ANIMAL rights activists have vowed to come out in force to protest against the use of exotic animals for entertainment at the Queanbeyan Showgrounds this month.
The Stardust Circus is the largest circus in Australia still using exotic animals such as lions and monkeys in its show.
The circus, including the animals, trainers and a host of human entertainers, will call the Queanbeyan Showgrounds home until May 6.
Wamboin resident Jessica Ferry will join about 40 activists from Animal Liberation ACT at the showground gates on opening night tonight.
The group will be armed with banners and costumes as they protest against the confinement and regular travel the animals undergo as part of the circus.
The protesters also delivered a letter to Queanbeyan City Council on Monday requesting councillors move to stop exotic animal circuses from leasing council land.
‘‘Forty other municipalities in Australia have actually banned the use of exotic animals in circuses. The ACT banned them in 1992,’’ Ms Ferry said.
‘‘Basically we are asking the council why they still think it is appropriate when so many studies show that circuses are not great places for non-domesticated animals. They can’t live out their natural behaviour.
‘‘We aren’t actually saying [Stardust Circus] treats these animals badly, we are saying the use of these animals in entertainment is not appropriate.’’
Ms Ferry said the campaign was aimed at both Queanbeyan residents and their ACT counterparts who came across the border to see the circus this school holidays.
‘‘We want to get the message out there that there are other forms of entertainment,’’ she said.
‘‘There are other circuses that can survive using human-based skills. What does it say to our children that they learn about lions and monkeys by seeing them locked in their little yards before they come out for a show and do tricks before going back into their yards?’’
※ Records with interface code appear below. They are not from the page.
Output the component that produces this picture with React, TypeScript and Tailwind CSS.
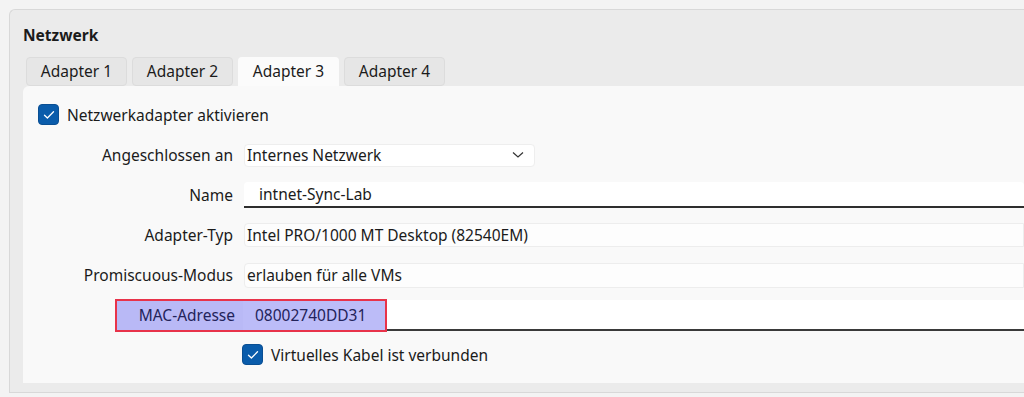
import React from "react"

const font = { fontFamily: '"Noto Sans", "Segoe UI", sans-serif' }

function Check() {
  return (
    <span className="flex h-[21px] w-[21px] items-center justify-center rounded-[4px] bg-[#0a5cab] border border-[#0a4f93]">
      <svg width="12" height="10" viewBox="0 0 12 10" fill="none">
        <path d="M1.5 5.2 L4.4 8 L10.5 1.8" stroke="white" strokeWidth="1.3" strokeLinecap="round" strokeLinejoin="round" />
      </svg>
    </span>
  )
}

function Row({ label, children }: { label: string; children: React.ReactNode }) {
  return (
    <div className="flex h-[40px] items-center">
      <div className="w-[233px] shrink-0 text-right">{label}</div>
      <div className="ml-[11px] flex-1">{children}</div>
    </div>
  )
}

export default function App() {
  const tabs = ["Adapter 1", "Adapter 2", "Adapter 3", "Adapter 4"]
  return (
    <div className="h-[397px] w-[1024px] overflow-hidden bg-[#f3f3f3] pl-[9px] pt-[9px] text-[15.5px] leading-[20px] text-[#1b1b1b]" style={font}>
      <div className="h-[384px] rounded-tl-[6px] border-l border-t border-b border-[#d8d8d8] bg-[#ebebeb] pl-[13px]">
        <div className="pt-[13px] text-[15.5px] font-bold leading-[24px]">Netzwerk</div>
        <div className="mt-[10px] flex gap-[5px] pl-[3px]">
          {tabs.map((t, i) => (
            <div
              key={t}
              className={
                i === 2
                  ? "flex h-[29px] w-[101px] items-center justify-center rounded-t-[4px] bg-[#fbfbfb] pb-[1px]"
                  : "flex h-[29px] w-[101px] items-center justify-center rounded-[4px] border border-[#dcdcdc] bg-[#e6e6e6] pb-[1px]"
              }
            >
              {t}
            </div>
          ))}
        </div>
        <div className="h-[297px] rounded-tl-[6px] bg-[#f9f9f9]">
          <div className="flex items-center gap-[8px] pl-[15px] pt-[18px]">
            <Check />
            <span>Netzwerkadapter aktivieren</span>
          </div>
          <div className="mt-[10px] -ml-[23px]">
            <Row label="Angeschlossen an">
              <div className="flex h-[23px] w-[291px] items-center justify-between rounded-[4px] border border-[#eeeeee] bg-white px-[2px]">
                <span>Internes Netzwerk</span>
                <svg width="12" height="8" viewBox="0 0 12 8" className="mr-[8px]">
                  <path d="M1 1.5 L6 6 L11 1.5" stroke="#333" strokeWidth="1.2" fill="none" />
                </svg>
              </div>
            </Row>
            <Row label="Name">
              <div className="flex h-[26px] items-center rounded-t-[4px] border-b-2 border-[#2e2e2e] bg-white pl-[15px]">
                intnet-Sync-Lab
              </div>
            </Row>
            <Row label="Adapter-Typ">
              <div className="flex h-[24px] items-center rounded-l-[4px] border border-[#ededed] bg-[#fdfdfd] pl-[2px]">
                Intel PRO/1000 MT Desktop (82540EM)
              </div>
            </Row>
            <Row label="Promiscuous-Modus">
              <div className="flex h-[25px] items-center rounded-l-[4px] border border-[#ededed] bg-[#fdfdfd] pl-[2px]">
                erlauben für alle VMs
              </div>
            </Row>
            <div className="flex h-[40px] items-center">
              <div className="ml-[115px] flex h-[33px] w-[272px] items-stretch border-2 border-[#e8334a] bg-[#b9b9f6] text-[#23235a]">
                <div className="flex w-[126px] items-center justify-end pr-[8px]">MAC-Adresse</div>
                <div className="flex flex-1 items-center bg-[#bcbcf8] pl-[12px]">08002740DD31</div>
              </div>
              <div className="h-[31px] flex-1 self-center border-b-2 border-[#3a3a3a] bg-white" />
            </div>
            <div className="flex items-center gap-[8px] pl-[242px] pt-[9px]">
              <Check />
              <span>Virtuelles Kabel ist verbunden</span>
            </div>
          </div>
        </div>
      </div>
    </div>
  )
}
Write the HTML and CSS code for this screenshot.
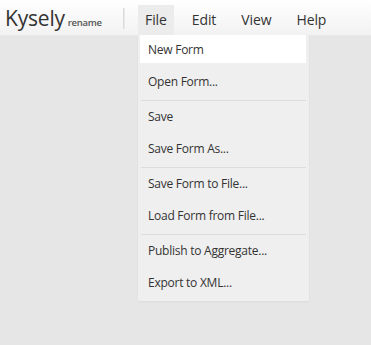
FILE: index.html
```html
<!DOCTYPE html>
<html>
<head>
<meta charset="utf-8">
<link rel="stylesheet" href="styles.css">
</head>
<body>
<header class="topbar">
  <div class="brand">
    <span class="title">Kysely</span>
    <span class="rename">rename</span>
  </div>
  <div class="divider"></div>
  <nav class="menubar">
    <div class="menu open">
      <span class="menu-label">File</span>
      <ul class="dropdown">
        <li class="item active">New Form</li>
        <li class="item">Open Form...</li>
        <li class="sep"></li>
        <li class="item">Save</li>
        <li class="item">Save Form As...</li>
        <li class="sep"></li>
        <li class="item">Save Form to File...</li>
        <li class="item">Load Form from File...</li>
        <li class="sep"></li>
        <li class="item">Publish to Aggregate...</li>
        <li class="item">Export to XML...</li>
      </ul>
    </div>
    <div class="menu"><span class="menu-label">Edit</span></div>
    <div class="menu"><span class="menu-label">View</span></div>
    <div class="menu"><span class="menu-label">Help</span></div>
  </nav>
</header>
</body>
</html>
```
FILE: styles.css
```css
html, body {
  margin: 0;
  padding: 0;
  height: 100%;
}
body {
  background: #e6e6e6;
  font-family: "Open Sans", "Segoe UI", sans-serif;
  color: #333;
}
.topbar {
  display: flex;
  align-items: stretch;
  height: 36px;
  background: linear-gradient(#ffffff, #f2f2f2);
  border-bottom: 1px solid #e9e9e9;
  box-sizing: border-box;
}
.brand {
  display: flex;
  align-items: baseline;
  padding: 4px 0 0 5px;
  width: 119px;
  box-sizing: border-box;
}
.title {
  font-size: 21px;
  color: #333;
  letter-spacing: -0.2px;
}
.rename {
  font-size: 9.5px;
  font-weight: 600;
  color: #555;
  margin-left: 3px;
  letter-spacing: -0.3px;
}
.divider {
  width: 2px;
  margin: 8px 0 6px 4px;
  background: linear-gradient(to right, #d4d4d4, #f0f0f0);
}
.menubar {
  display: flex;
  margin-left: 13px;
  padding-top: 5px;
}
.menu {
  position: relative;
  padding: 5px 7px 0;
  margin-right: 11px;
  font-size: 14px;
  color: #333;
  letter-spacing: -0.1px;
}
.menu.open {
  background: #ececec;
}
.dropdown {
  position: absolute;
  top: 30px;
  left: 0;
  margin: 0;
  padding: 0 0 1px;
  list-style: none;
  width: 171px;
  background: #efefef;
  box-shadow: 0 1px 2px rgba(0,0,0,0.05);
}
.item {
  height: 32px;
  line-height: 29px;
  padding: 0 10px;
  font-size: 12px;
  letter-spacing: -0.25px;
  color: #333;
  white-space: nowrap;
}
.item.active {
  background: linear-gradient(#ffffff 28px, transparent 28px);
  margin: 0 3px 0 2px;
  padding-left: 8px;
}
.sep {
  height: 1px;
  background: #dcdcdc;
  margin: 1px 3px 1px;
}
```
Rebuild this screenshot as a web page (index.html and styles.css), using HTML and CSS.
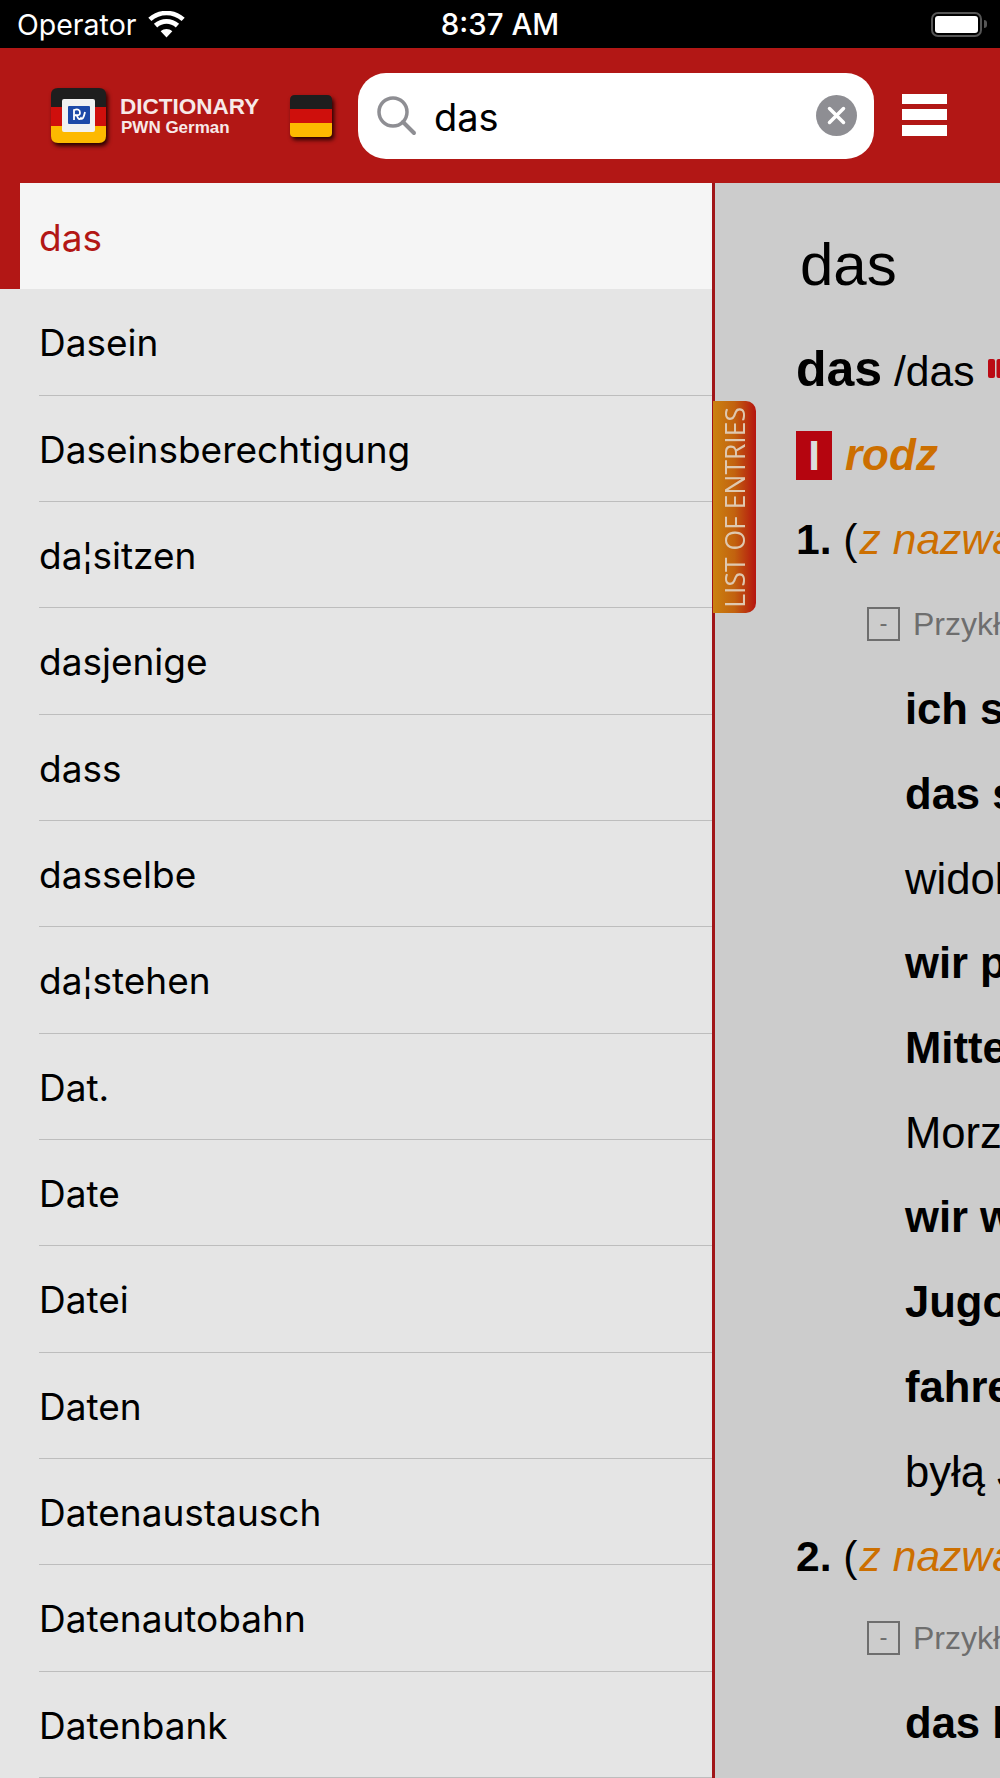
FILE: index.html
```html
<!DOCTYPE html>
<html lang="en">
<head>
  <meta charset="UTF-8">
  <meta name="viewport" content="width=device-width, initial-scale=1.0">
  <title>Dictionary PWN German</title>
  <link rel="stylesheet" href="styles.css">
</head>
<body>
  <div class="status-bar">
    <div class="status-left">
      <span>Operator</span>
      <svg class="wifi" viewBox="0 0 37 27" width="37" height="27">
        <path d="M18.500 26.500 L12.700 20.200 C16 17.200 21 17.200 24.300 20.200 Z" fill="#fff"/>
        <path d="M9.200 16.400 L5.900 12.800 C13 6.300 24 6.300 31.100 12.800 L27.800 16.400 C22.500 11.600 14.500 11.600 9.200 16.400 Z" fill="#fff"/>
        <path d="M3.400 10.100 L0.300 6.700 C10.600 -2.600 26.400 -2.600 36.700 6.700 L33.600 10.100 C25 2.400 12 2.400 3.400 10.100 Z" fill="#fff"/>
      </svg>
    </div>
    <div class="status-time">8:37 AM</div>
    <div class="status-right">
      <div class="battery"><div class="battery-fill"></div></div>
      <div class="battery-cap"></div>
    </div>
  </div>

  <div class="header">
    <svg class="app-icon" viewBox="0 0 55 55" width="55" height="55">
      <path d="M0 7 Q0 0 7 0 H48 Q55 0 55 7 V19 H0 Z" fill="#1e1e1e"/>
      <rect x="0" y="19" width="55" height="19" fill="#cf0f0c"/>
      <path d="M0 38 H55 V48 Q55 55 48 55 H7 Q0 55 0 48 Z" fill="#fdb900"/>
      <rect x="11" y="11" width="33" height="33" rx="2" fill="#f1f1f1"/>
      <rect x="17" y="18" width="22" height="18" rx="1" fill="#1c49a8"/>
      <path d="M23 32 V22 Q29 20 29 25 Q29 28 24 27 M26 28 Q28 33 30 30 Q32 33 34 24" fill="none" stroke="#fff" stroke-width="1.800"/>
    </svg>
    <div class="brand">
      <div class="brand-title">DICTIONARY</div>
      <div class="brand-sub">PWN German</div>
    </div>
    <svg class="flag" viewBox="0 0 42 42" width="42" height="42">
      <path d="M0 5 Q0 0 5 0 H37 Q42 0 42 5 V14 H0 Z" fill="#1e1e1e"/>
      <rect x="0" y="14" width="42" height="14" fill="#cf0f0c"/>
      <path d="M0 28 H42 V38 Q42 42 38 42 H4 Q0 42 0 38 Z" fill="#fdb900"/>
    </svg>
    <div class="search">
      <svg class="search-icon" viewBox="0 0 40 40" width="40" height="40">
        <circle cx="16" cy="16" r="14" fill="none" stroke="#8e8e93" stroke-width="3.500"/>
        <path d="M26 26 L37 37" stroke="#8e8e93" stroke-width="4" stroke-linecap="round"/>
      </svg>
      <span class="search-text">das</span>
      <svg class="search-clear" viewBox="0 0 41 41" width="41" height="41">
        <circle cx="20.500" cy="20.500" r="20.500" fill="#8e8e93"/>
        <path d="M13.500 13.500 L27.500 27.500 M27.500 13.500 L13.500 27.500" stroke="#fff" stroke-width="3.500" stroke-linecap="round"/>
      </svg>
    </div>
    <div class="menu-btn">
      <div class="menu-bar"></div>
      <div class="menu-bar"></div>
      <div class="menu-bar"></div>
    </div>
  </div>

  <div class="main">
    <div class="entries">
      <div class="selected-wrap"><div class="selected-row">das</div></div>
      <div class="row"><div class="row-inner">Dasein</div></div>
      <div class="row"><div class="row-inner">Daseinsberechtigung</div></div>
      <div class="row"><div class="row-inner">da¦sitzen</div></div>
      <div class="row"><div class="row-inner">dasjenige</div></div>
      <div class="row"><div class="row-inner">dass</div></div>
      <div class="row"><div class="row-inner">dasselbe</div></div>
      <div class="row"><div class="row-inner">da¦stehen</div></div>
      <div class="row"><div class="row-inner">Dat.</div></div>
      <div class="row"><div class="row-inner">Date</div></div>
      <div class="row"><div class="row-inner">Datei</div></div>
      <div class="row"><div class="row-inner">Daten</div></div>
      <div class="row"><div class="row-inner">Datenaustausch</div></div>
      <div class="row"><div class="row-inner">Datenautobahn</div></div>
      <div class="row"><div class="row-inner">Datenbank</div></div>
    </div>

    <div class="entry">
      <div class="entry-title">das</div>
      <div class="headword"><b>das</b> <span class="phon">/das</span>
        <svg class="audio" viewBox="0 0 20 19" width="20" height="19">
          <rect x="0" y="0" width="7" height="19" rx="2" fill="#bb0a14"/>
          <rect x="8.500" y="0" width="7" height="19" rx="2" fill="#bb0a14"/>
        </svg>
      </div>
      <div class="pos"><span class="roman">I</span> <span class="pos-name">rodz</span></div>
      <div class="sense"><b>1.</b> (<i>z nazwa</i></div>
      <div class="examples"><span class="toggle">-</span> Przykł</div>
      <div class="ex"><b>ich s</b></div>
      <div class="ex"><b>das s</b></div>
      <div class="ex">widok</div>
      <div class="ex"><b>wir p</b></div>
      <div class="ex"><b>Mitte</b></div>
      <div class="ex">Morz</div>
      <div class="ex"><b>wir w</b></div>
      <div class="ex"><b>Jugo</b></div>
      <div class="ex"><b>fahre</b></div>
      <div class="ex">byłą J</div>
      <div class="sense sense-2"><b>2.</b> (<i>z nazwa</i></div>
      <div class="examples examples-2"><span class="toggle">-</span> Przykł</div>
      <div class="ex"><b>das l</b></div>
    </div>

    <div class="list-tab"><span>LIST OF ENTRIES</span></div>
  </div>
</body>
</html>
```

FILE: styles.css
```css
body {
  margin: 0;
  width: 1000px;
  height: 1778px;
  overflow: hidden;
  font-family: "Liberation Sans", Arial, sans-serif;
  background: #ccc;
}
.status-bar {
  height: 48px;
  background: #000;
  color: #fff;
  display: flex;
  align-items: center;
  justify-content: space-between;
  padding: 0 13px 0 17px;
  position: relative;
  font-family: Inter, sans-serif;
  font-size: 28.500px;
}
.status-left {
  display: flex;
  align-items: center;
  gap: 12px;
}
.status-time {
  position: absolute;
  left: 0;
  right: 0;
  text-align: center;
  font-weight: 500;
  font-size: 29.500px;
}
.status-right {
  display: flex;
  align-items: center;
  gap: 2px;
}
.battery {
  width: 43px;
  height: 17px;
  border: 2px solid #555;
  border-radius: 7px;
  padding: 2px;
}
.battery-fill {
  height: 100%;
  background: #fff;
  border-radius: 3px;
}
.battery-cap {
  width: 3px;
  height: 8px;
  background: #555;
  border-radius: 0 3px 3px 0;
}
.header {
  height: 135.330px;
  background: #b21715;
  display: flex;
  align-items: center;
  padding-left: 51px;
}
.app-icon {
  flex: none;
  filter: drop-shadow(2px 3px 2px rgba(30, 0, 0, 0.95));
}
.brand {
  color: #f7e9e8;
  font-weight: bold;
  margin: -2px 0 0 14px;
  width: 170px;
}
.brand-title {
  font-size: 22.500px;
  line-height: 25px;
}
.brand-sub {
  font-size: 17px;
  line-height: 17px;
  margin-left: 1px;
}
.flag {
  flex: none;
  filter: drop-shadow(2px 3px 2px rgba(30, 0, 0, 0.95));
}
.search {
  width: 516px;
  height: 86px;
  margin-left: 26px;
  background: #fff;
  border-radius: 28px;
  display: flex;
  align-items: center;
  padding: 0 17px 0 19px;
  box-sizing: border-box;
}
.search-text {
  font-family: Inter, sans-serif;
  font-size: 38px;
  margin: 2px 0 0 17px;
  color: #000;
  flex: 1;
}
.menu-btn {
  width: 45px;
  margin: -2px 0 0 28px;
  display: flex;
  flex-direction: column;
  gap: 5px;
}
.menu-bar {
  height: 10.670px;
  background: #fff;
}
.main {
  display: flex;
  height: 1595px;
  position: relative;
}
.entries {
  width: 712px;
  flex: none;
  background: #e5e5e5;
  border-right: 3px solid #a01518;
  font-family: Inter, sans-serif;
  font-size: 37px;
  color: #000;
}
.selected-wrap {
  background: #b21715;
  padding-left: 20px;
}
.selected-row {
  height: 106px;
  box-sizing: border-box;
  background: #f5f5f5;
  color: #b21715;
  display: flex;
  align-items: center;
  padding: 2px 0 0 19px;
}
.row {
  padding-left: 39px;
}
.row-inner {
  height: 106.330px;
  box-sizing: border-box;
  border-bottom: 1px solid #bdbdbd;
  display: flex;
  align-items: center;
  padding-top: 2px;
}
.entry {
  flex: 1;
  min-width: 0;
  overflow: hidden;
  white-space: nowrap;
  background: #ccc;
  color: #000;
  font-size: 42.600px;
  padding-left: 81px;
}
.entry-title {
  font-size: 60px;
  line-height: 66px;
  margin: 49px 0 0 4px;
}
.headword {
  line-height: 50px;
  margin-top: 46px;
}
.headword b {
  font-size: 50px;
}
.audio {
  vertical-align: 8px;
  margin-left: 2px;
}
.pos {
  line-height: 52px;
  margin-top: 33px;
  display: flex;
  align-items: center;
}
.roman {
  width: 36px;
  height: 49px;
  background: #b5050f;
  color: #ddd;
  font-weight: bold;
  font-size: 42px;
  text-align: center;
  line-height: 49px;
  margin-right: 13px;
}
.pos-name {
  color: #cc6f00;
  font-weight: bold;
  font-style: italic;
  font-size: 44px;
}
.sense {
  line-height: 50px;
  margin-top: 33px;
}
.sense i {
  color: #cc6f00;
  margin-left: 2px;
}
.examples {
  margin: 40px 0 0 71px;
  font-size: 32px;
  line-height: 40px;
  color: #6e6e6e;
  display: flex;
  align-items: center;
  gap: 13px;
}
.toggle {
  width: 34px;
  height: 34px;
  box-sizing: border-box;
  border: 2px solid #6e6e6e;
  font-size: 24px;
  line-height: 28px;
  text-align: center;
}
.ex {
  margin-left: 109px;
  line-height: 50px;
  margin-top: 34.700px;
  font-size: 43.600px;
}
.examples + .ex {
  margin-top: 40px;
}
.sense-2 {
  margin-top: 34px;
}
.examples-2 {
  margin-top: 37px;
}
.list-tab {
  position: absolute;
  left: 713px;
  top: 218px;
  width: 43px;
  height: 212px;
  box-sizing: border-box;
  border-radius: 0 10px 10px 0;
  background: linear-gradient(to right, #cb8210, #c2620f 50%, #b5140f);
  color: #dfc8b0;
  display: flex;
  align-items: center;
  justify-content: center;
}
.list-tab span {
  writing-mode: vertical-rl;
  transform: rotate(180deg);
  font-family: "Open Sans", sans-serif;
  font-size: 26.500px;
  white-space: nowrap;
}
```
Ms Ferry said the protest at the showground gates would help to raise public awareness about the use of animals for entertainment.
Police were called during similar protests against the Lennon Brothers circus last April after heated arguments erupted been protesters and circus patrons at the showground gates.
‘‘We would like people to boycott the circus,’’ Ms Ferry said. ‘‘These animals will be doing 30 performances while they are here and we will be trying to be at as many of them as we can to show the circus and to show Queanbeyan Council that circuses with animals are not welcome.’’
Stardust Circus ringmaster Adam St James said all animals the animals in the circus are trained using a reward method and are treated as part of the family.
Mr St James said the circus also follows a strict code of practice that was set down by agreement with the government and the involvement of animal rights groups such as the RSPCA.
Neither Stardust nor the Lennon Brothers Circus have ever had a conviction of animal cruelty in more than century of operation.
‘‘And that is something we are very proud of,’’ Mr St James said.
‘‘All of our animals are part of our family; the majority have been born and bred at the circus. Our lions are 20th generation circus animals.
‘‘Our enclosures are larger than some zoo enclosures. Our lions’ exercise yard is up to five times larger than what is set down by the government. Our animals live a very good life.’’
Mr St James extended an open invitation to any animal rights protesters to come and see the show, inspect the animal enclosures and ask any questions of the trainers.
‘‘We invite any animal rights group at any time to come and meet with us and see our enclosures, we have nothing to hide, we are a law-abiding business,’’ he said.
‘‘I think if (Animal Liberation ACT) actually came and saw the animals and their enclosures they would realise a lot of what they say is garbage. Maybe then they could go and target actual animal cruelty – such as the bear bile farms in China – where there is actual abuse going on.’’
Queanbeyan Mayor Tim Overall said there were no motions to ban live animal circus from council lands on the agenda.
Cr Overall said laws relating to the use of exotic animals were a legal matter for State and Territory Governments.